Mercator Minerals reported second quarter production of 9.9 million lb of copper in concentrate and cathode, with 2.8 million lb of molybdenum in concentrate at the Mineral Park mine. Mercator officials, like CEO D. Bruce McLeod, pledged a renewed focus on “optimizing all aspects of operations including ore blending options to maximize head grades, while increasing throughput.”
Despite a quarterly loss of $10 million, the company’s Q2 revenues remained 5% higher than the same quarter year-on-year—primarily from shipping 10.9 million lb of copper and 2.8 million lb of moly during the quarter. Each was 35% and 12% higher, respectively, than in Q2 2012—and partly offset by realized copper and molybdenum prices, which were also 11% and 18% lower.
Cash cost increases for copper, according to Mercator, have been primarily due to mining harder ore, leading to lower throughput rates while increasing operating costs—including $1.9 million for increased drilling and blasting.
Production at Mineral Park, meanwhile, was impacted by mining through harder sections of the deposit while completing dewatering of the Ithaca pit.
These efforts permitted pit mining to resume later in the quarter, added officials. Now that the pit has been dewatered, the ore with higher grades than the other areas being mined should continue providing further blending options for the various ore types, according to Mercator.
Grinding optimizations to Mineral Park’s SAG mills made earlier in 2013 also helped increase throughput rates during Q2 to some 45,177 tons per day (t/d) at 6% over Q1, despite processing with a grind ore index of 11.8, 19% harder than ore processed in Q1 2013.
The project, added Mercator, also sustained design throughput rates of 50,000 t/d or more and—after de-watering the Ithaca pit early in Q2—the first bench of the pit, containing acidified ore, was mill-processed.

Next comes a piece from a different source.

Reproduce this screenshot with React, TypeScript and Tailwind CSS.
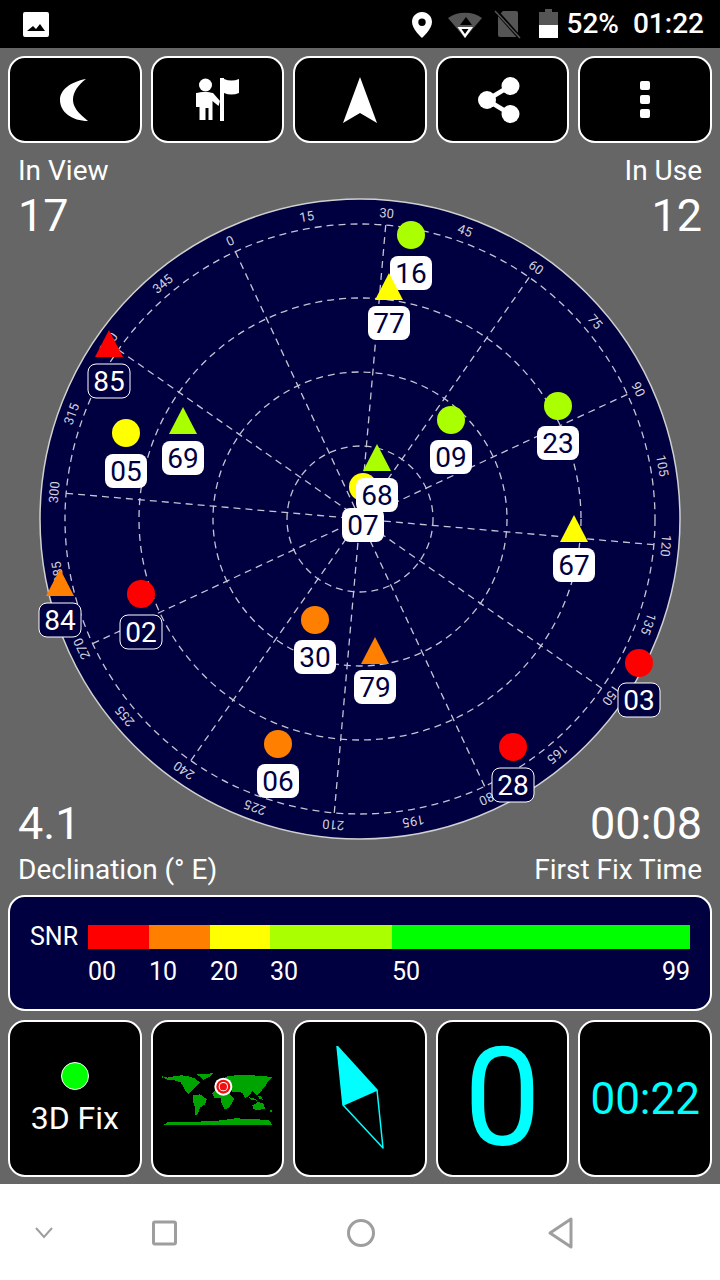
const NAVY = "#000040";
const LIME = "#aaff00";
const ORANGE = "#ff8000";

type Sat = {
  id: string;
  x: number;
  y: number;
  color: string;
  shape: "circle" | "tri";
  ly: number;
  unused?: boolean;
};

// drawn in this order, overlaps in the sky depend on it
const sats: Sat[] = [
  { id: "16", x: 411, y: 235, color: LIME, shape: "circle", ly: 273 },
  { id: "77", x: 389, y: 273, color: "#ffff00", shape: "tri", ly: 323 },
  { id: "85", x: 109, y: 330, color: "#ff0000", shape: "tri", ly: 381, unused: true },
  { id: "05", x: 126, y: 433, color: "#ffff00", shape: "circle", ly: 471 },
  { id: "69", x: 183, y: 407, color: LIME, shape: "tri", ly: 458 },
  { id: "09", x: 451, y: 420, color: LIME, shape: "circle", ly: 457 },
  { id: "23", x: 558, y: 406, color: LIME, shape: "circle", ly: 443 },
  { id: "67", x: 574, y: 515, color: "#ffff00", shape: "tri", ly: 565 },
  { id: "84", x: 60, y: 569, color: ORANGE, shape: "tri", ly: 620, unused: true },
  { id: "02", x: 141, y: 594, color: "#ff0000", shape: "circle", ly: 632, unused: true },
  { id: "30", x: 315, y: 620, color: ORANGE, shape: "circle", ly: 657 },
  { id: "79", x: 375, y: 637, color: ORANGE, shape: "tri", ly: 687 },
  { id: "06", x: 278, y: 744, color: ORANGE, shape: "circle", ly: 781 },
  { id: "28", x: 513, y: 747, color: "#ff0000", shape: "circle", ly: 785, unused: true },
  { id: "03", x: 639, y: 663, color: "#ff0000", shape: "circle", ly: 700, unused: true },
  { id: "68", x: 377, y: 444, color: LIME, shape: "tri", ly: 495 },
  { id: "07", x: 363, y: 487, color: "#ffff00", shape: "circle", ly: 525 },
];

function Marker({ s }: { s: Sat }) {
  if (s.shape === "circle") return <circle cx={s.x} cy={s.y} r={14} fill={s.color} />;
  return <polygon points={`${s.x},${s.y} ${s.x + 14},${s.y + 27} ${s.x - 14},${s.y + 27}`} fill={s.color} />;
}

function SatLabel({ s }: { s: Sat }) {
  return (
    <g>
      <rect
        x={s.x - 21}
        y={s.ly - 17}
        width={42}
        height={34}
        rx={8}
        fill={s.unused ? NAVY : "#ffffff"}
        stroke={s.unused ? "#ffffff" : "none"}
        strokeWidth={1}
      />
      <text x={s.x} y={s.ly + 10} textAnchor="middle" fontSize={28} fill={s.unused ? "#ffffff" : NAVY}>
        {s.id}
      </text>
    </g>
  );
}

function Sky() {
  const cx = 360;
  const cy = 519;
  const rot = -25;
  const spokes = Array.from({ length: 12 }, (_, i) => i * 30);
  const ticks = Array.from({ length: 24 }, (_, i) => i * 15);
  const dash = "#c4c4d4";

  return (
    <svg width={640} height={640} viewBox="40 199 640 640" className="block overflow-visible">
      <circle cx={cx} cy={cy} r={320} fill={NAVY} stroke="#d0d0d0" strokeWidth={1.5} />
      {[73, 147, 221, 295].map((r) => (
        <circle key={r} cx={cx} cy={cy} r={r} fill="none" stroke={dash} strokeWidth={1.3} strokeDasharray="7 5" />
      ))}
      {spokes.map((a) => {
        const t = ((a + rot) * Math.PI) / 180;
        return (
          <line
            key={a}
            x1={cx}
            y1={cy}
            x2={cx + 295 * Math.sin(t)}
            y2={cy - 295 * Math.cos(t)}
            stroke={dash}
            strokeWidth={1.3}
            strokeDasharray="7 5"
          />
        );
      })}
      {ticks.map((a) => (
        <text
          key={a}
          x={cx}
          y={cy - 307}
          textAnchor="middle"
          dominantBaseline="central"
          fontSize={13}
          fill="#d0d0dc"
          transform={`rotate(${a + rot} ${cx} ${cy})`}
        >
          {a}
        </text>
      ))}
      {sats.map((s) => (
        <g key={s.id}>
          {s.id === "68" && <circle cx={363} cy={487} r={14} fill="#ffff00" />}
          {s.id !== "07" && <Marker s={s} />}
          <SatLabel s={s} />
        </g>
      ))}
    </svg>
  );
}

function Tile({ children }: { children: React.ReactNode }) {
  return (
    <div className="flex items-center justify-center rounded-[17px] border-2 border-white bg-black">{children}</div>
  );
}

function StatusBar() {
  return (
    <div className="flex h-[48px] items-center justify-between bg-black pl-[23px] pr-[16px] text-white">
      <svg width={26} height={25} viewBox="0 0 26 25">
        <path
          fillRule="evenodd"
          d="M2 0h22a2 2 0 0 1 2 2v21a2 2 0 0 1-2 2H2a2 2 0 0 1-2-2V2a2 2 0 0 1 2-2zM4 19h18l-5-7-4 5-3-3z"
          fill="#fff"
        />
      </svg>
      <div className="flex items-center">
        <svg width={160} height={32} viewBox="410 8 160 32">
          <path
            fillRule="evenodd"
            d="M422 12c-5.600 0-10 4.400-10 10 0 7 10 16 10 16s10-9 10-16c0-5.600-4.400-10-10-10zm0 6.500a3.700 3.700 0 1 1 0 7.400 3.700 3.700 0 0 1 0-7.400z"
            fill="#fff"
          />
          <path d="M448 18c9-7 25-7 34 0l-17 20z" fill="#555" />
          <polygon points="460,25 466,17 472,25" fill="#000" />
          <polygon points="457.500,27 473,27 465,38" fill="#fff" />
          <polygon points="461.500,29 468.500,29 465,34" fill="#000" />
          <path d="M503 11h13a2 2 0 0 1 2 2v22a2 2 0 0 1-2 2h-16a2 2 0 0 1-2-2V16z" fill="#555" />
          <line x1={496} y1={11} x2={520} y2={38} stroke="#000" strokeWidth={4} />
          <line x1={495} y1={11} x2={520} y2={38} stroke="#555" strokeWidth={1.500} />
          <path d="M545 9h7v3h6v13h-19V12h6z" fill="#555" />
          <rect x={539} y={25} width={19} height={13} fill="#fff" />
        </svg>
        <span className="ml-[-3px] text-[28px] font-medium leading-none">52%</span>
        <span className="ml-[14px] text-[28px] font-medium leading-none">01:22</span>
      </div>
    </div>
  );
}

function Toolbar() {
  return (
    <div className="grid h-[87px] grid-cols-5 gap-[9px] pt-0">
      <Tile>
        <svg width={30} height={44} viewBox="60 78 30 44">
          <path d="M86 79C70 82 60 90 60 100c0 12 12 21 28 21-10-8-15-14-15-21 0-8 5-15 13-21z" fill="#fff" />
        </svg>
      </Tile>
      <Tile>
        <svg width={48} height={46} viewBox="194 78 48 46">
          <circle cx={206.500} cy={86} r={6.500} fill="#fff" />
          <path d="M197 94c5-1.500 13-1.500 17 0l7 8-1.500 5-6-5v19h-4v-12h-3v12h-6v-13h-3.500z" fill="#fff" />
          <rect x={221} y={79} width={4} height={43} fill="#fff" />
          <path d="M225 80c5 2 10 2 15 0v14c-5 2-10 2-15 0z" fill="#fff" />
        </svg>
      </Tile>
      <Tile>
        <svg width={34} height={46} viewBox="343 77 34 46">
          <polygon points="360,77 377,123 360,113 343,123" fill="#fff" />
        </svg>
      </Tile>
      <Tile>
        <svg width={53} height={46} viewBox="476 78 53 46">
          <path d="M510 87 487 101 510 115" fill="none" stroke="#fff" strokeWidth={4.500} />
          <circle cx={510.500} cy={87} r={9} fill="#fff" />
          <circle cx={487} cy={101} r={9} fill="#fff" />
          <circle cx={510.500} cy={115} r={9} fill="#fff" />
        </svg>
      </Tile>
      <Tile>
        <div className="flex flex-col gap-[5px]">
          <div className="h-[9px] w-[10px] rounded-[2px] bg-white" />
          <div className="h-[9px] w-[10px] rounded-[2px] bg-white" />
          <div className="h-[9px] w-[10px] rounded-[2px] bg-white" />
        </div>
      </Tile>
    </div>
  );
}

function SnrPanel() {
  const marks = [
    { t: "00", w: "w-[61px]" },
    { t: "10", w: "w-[61px]" },
    { t: "20", w: "w-[60px]" },
    { t: "30", w: "w-[122px]" },
  ];
  return (
    <div className="mt-[9px] flex h-[116px] rounded-[17px] border-2 border-white bg-[#000040] pl-[20px] pr-[20px] pt-[28px] text-white">
      <div className="w-[58px] shrink-0 text-[25px] leading-[24px]">SNR</div>
      <div className="min-w-0 flex-1">
        <div className="flex h-[24px]">
          <div className="w-[61px] bg-[#ff0000]" />
          <div className="w-[61px] bg-[#ff8000]" />
          <div className="w-[60px] bg-[#ffff00]" />
          <div className="w-[122px] bg-[#aaff00]" />
          <div className="flex-1 bg-[#00ff00]" />
        </div>
        <div className="mt-[10px] flex text-[25px] leading-[26px]">
          {marks.map((m) => (
            <span key={m.t} className={m.w}>
              {m.t}
            </span>
          ))}
          <span className="flex-1">50</span>
          <span>99</span>
        </div>
      </div>
    </div>
  );
}

function WorldMap() {
  return (
    <svg width={125} height={70} viewBox="0 0 375 210" shapeRendering="crispEdges">
      <g fill="#00a400">
        <polygon points="22,32 38,35 60,30 80,28 105,32 120,38 135,50 125,60 115,70 104,80 100,84 90,72 78,50 55,42 38,42" />
        <polygon points="125,25 175,22 165,32 145,42 135,32" />
        <polygon points="113,88 135,85 155,100 150,115 135,125 128,145 120,148 120,125 113,105" />
        <polygon points="172,82 180,72 215,70 228,88 238,98 230,112 222,125 208,130 200,112 196,95 178,95" />
        <polygon points="180,60 190,45 220,30 265,26 320,30 352,33 342,42 332,58 322,70 314,82 304,88 292,74 282,90 270,97 262,80 245,78 232,78 225,65 205,60" />
        <polygon points="292,118 310,108 325,112 330,128 310,132 295,130" />
        <polygon points="22,178 40,168 130,167 200,163 240,157 300,159 345,164 352,178" />
        <polygon points="282,94 300,98 305,104 290,102" />
        <polygon points="308,88 320,92 324,102 312,98" />
        <rect x={345} y={132} width={6} height={6} />
        <rect x={22} y={30} width={3} height={6} />
      </g>
      <circle cx={205} cy={62} r={27} fill="#fff" shapeRendering="auto" />
      <circle cx={205} cy={62} r={21} fill="#f01010" shapeRendering="auto" />
      <circle cx={205} cy={62} r={14} fill="#fff" shapeRendering="auto" />
      <circle cx={205} cy={62} r={11} fill="#f01010" shapeRendering="auto" />
    </svg>
  );
}

function Readouts() {
  return (
    <div className="mt-[9px] grid h-[157px] grid-cols-5 gap-[9px]">
      <Tile>
        <div className="flex flex-col items-center pt-[2px]">
          <div className="h-[28px] w-[28px] rounded-full border border-white bg-[#00ff00]" />
          <div className="mt-[9px] text-[32px] leading-[38px] text-white">3D Fix</div>
        </div>
      </Tile>
      <div className="flex justify-center rounded-[17px] border-2 border-white bg-black pt-[44px]">
        <WorldMap />
      </div>
      <Tile>
        <svg width={52} height={106} viewBox="334 1046 52 106">
          <polygon points="337,1046 377,1090 343,1105" fill="#00ffff" stroke="#00ffff" strokeWidth={1.500} strokeLinejoin="round" />
          <polyline points="377,1090 383,1148 343,1105" fill="none" stroke="#00ffff" strokeWidth={1.500} strokeLinejoin="round" />
        </svg>
      </Tile>
      <Tile>
        <span className="text-[137px] leading-none text-[#00ffff]">0</span>
      </Tile>
      <Tile>
        <span className="text-[44px] leading-none text-[#00ffff]">00:22</span>
      </Tile>
    </div>
  );
}

function NavBar() {
  return (
    <div className="flex h-[96px] items-center justify-center bg-white">
      <svg width={720} height={96} viewBox="0 1184 720 96">
        <polyline points="36,1228 44,1237 52,1228" fill="none" stroke="#9e9e9e" strokeWidth={2} />
        <rect x={153.500} y={1222} width={22} height={22} rx={1.500} fill="none" stroke="#9e9e9e" strokeWidth={3} />
        <circle cx={361} cy={1233} r={12.500} fill="none" stroke="#9e9e9e" strokeWidth={3} />
        <polygon points="550,1233 571,1219 571,1247" fill="none" stroke="#9e9e9e" strokeWidth={3} strokeLinejoin="round" />
      </svg>
    </div>
  );
}

export default function App() {
  return (
    <div className="flex h-[1280px] w-[720px] flex-col overflow-hidden bg-[#666666] font-['Roboto',sans-serif]">
      <StatusBar />
      <main className="flex-1 px-[8px] pt-[8px]">
        <Toolbar />
        <div className="mt-[12px] flex justify-between px-[10px] text-white">
          <div>
            <div className="text-[28px] leading-[32px]">In View</div>
            <div className="mt-[3px] text-[45px] leading-[52px]">17</div>
          </div>
          <div className="text-right">
            <div className="text-[28px] leading-[32px]">In Use</div>
            <div className="mt-[3px] text-[45px] leading-[52px]">12</div>
          </div>
        </div>
        <div className="-mt-[43px] flex justify-center">
          <Sky />
        </div>
        <div className="-mt-[41px] flex items-end justify-between px-[10px] text-white">
          <div>
            <div className="text-[45px] leading-[52px]">4.1</div>
            <div className="mt-[4px] text-[28px] leading-[32px]">Declination (° E)</div>
          </div>
          <div className="text-right">
            <div className="text-[45px] leading-[52px]">00:08</div>
            <div className="mt-[4px] text-[28px] leading-[32px]">First Fix Time</div>
          </div>
        </div>
        <SnrPanel />
        <Readouts />
      </main>
      <NavBar />
    </div>
  );
}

Given the complex ore body, added company representatives, the focus is to continue determining high grade blends from the Turquoise pit, the altered but higher grade softer ore from the Ithaca pit, and the softer but lower grade ore from the Central pit to maintain throughput of 50,000 t/d. Following these improvements, Mercator has deferred a $5-million pebble crusher in its previously announced capital program.